Dataset extract:
==*==

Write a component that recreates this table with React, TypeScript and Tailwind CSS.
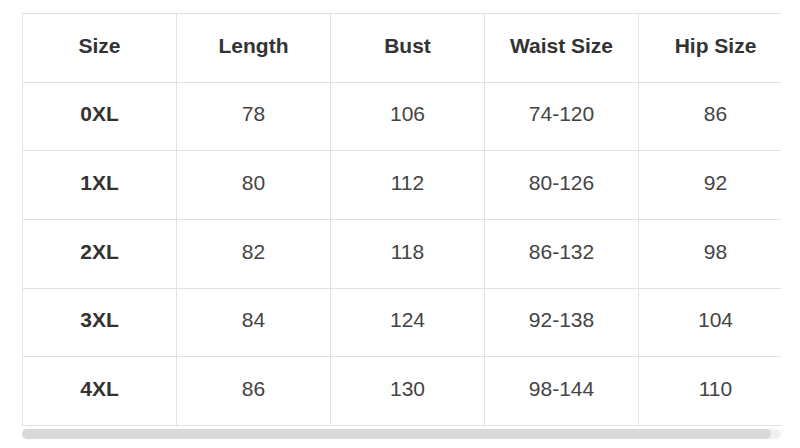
const headers = ['Size', 'Length', 'Bust', 'Waist Size', 'Hip Size'];

const rows = [
  ['0XL', '78', '106', '74-120', '86'],
  ['1XL', '80', '112', '80-126', '92'],
  ['2XL', '82', '118', '86-132', '98'],
  ['3XL', '84', '124', '92-138', '104'],
  ['4XL', '86', '130', '98-144', '110'],
];

export default function App() {
  return (
    <div className="h-[448px] w-[800px] bg-white pt-[13px] pl-[22px] font-['Liberation_Sans',Arial,sans-serif]">
      <div className="w-[759px] overflow-hidden">
        <table className="w-[770px] table-fixed border-collapse">
          <thead>
            <tr className="h-[68.7px]">
              {headers.map((h) => (
                <th
                  key={h}
                  className="w-[154px] border border-[#e2e2e2] pb-[5px] text-center text-[21px] font-bold text-[#333]"
                >
                  {h}
                </th>
              ))}
            </tr>
          </thead>
          <tbody>
            {rows.map((row) => (
              <tr key={row[0]} className="h-[68.7px]">
                {row.map((cell, i) => (
                  <td
                    key={i}
                    className={
                      i === 0
                        ? 'border border-[#e2e2e2] pb-[5px] text-center text-[21px] font-bold text-[#333]'
                        : 'border border-[#e2e2e2] pb-[5px] text-center text-[21px] text-[#444]'
                    }
                  >
                    {cell}
                  </td>
                ))}
              </tr>
            ))}
          </tbody>
        </table>
      </div>
      {/* horizontal scrollbar */}
      <div className="mt-[3px] h-[10px] w-[759px] rounded-full bg-[#f1f1f1]">
        <div className="h-full w-[749px] rounded-full bg-[#d9d9d9]" />
      </div>
    </div>
  );
}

==*==

Return the listing above word for word, with the pictures removed.

Written response:
Write a component that recreates this table with React, TypeScript and Tailwind CSS.
const headers = ['Size', 'Length', 'Bust', 'Waist Size', 'Hip Size'];

const rows = [
  ['0XL', '78', '106', '74-120', '86'],
  ['1XL', '80', '112', '80-126', '92'],
  ['2XL', '82', '118', '86-132', '98'],
  ['3XL', '84', '124', '92-138', '104'],
  ['4XL', '86', '130', '98-144', '110'],
];

export default function App() {
  return (
    <div className="h-[448px] w-[800px] bg-white pt-[13px] pl-[22px] font-['Liberation_Sans',Arial,sans-serif]">
      <div className="w-[759px] overflow-hidden">
        <table className="w-[770px] table-fixed border-collapse">
          <thead>
            <tr className="h-[68.7px]">
              {headers.map((h) => (
                <th
                  key={h}
                  className="w-[154px] border border-[#e2e2e2] pb-[5px] text-center text-[21px] font-bold text-[#333]"
                >
                  {h}
                </th>
              ))}
            </tr>
          </thead>
          <tbody>
            {rows.map((row) => (
              <tr key={row[0]} className="h-[68.7px]">
                {row.map((cell, i) => (
                  <td
                    key={i}
                    className={
                      i === 0
                        ? 'border border-[#e2e2e2] pb-[5px] text-center text-[21px] font-bold text-[#333]'
                        : 'border border-[#e2e2e2] pb-[5px] text-center text-[21px] text-[#444]'
                    }
                  >
                    {cell}
                  </td>
                ))}
              </tr>
            ))}
          </tbody>
        </table>
      </div>
      {/* horizontal scrollbar */}
      <div className="mt-[3px] h-[10px] w-[759px] rounded-full bg-[#f1f1f1]">
        <div className="h-full w-[749px] rounded-full bg-[#d9d9d9]" />
      </div>
    </div>
  );
}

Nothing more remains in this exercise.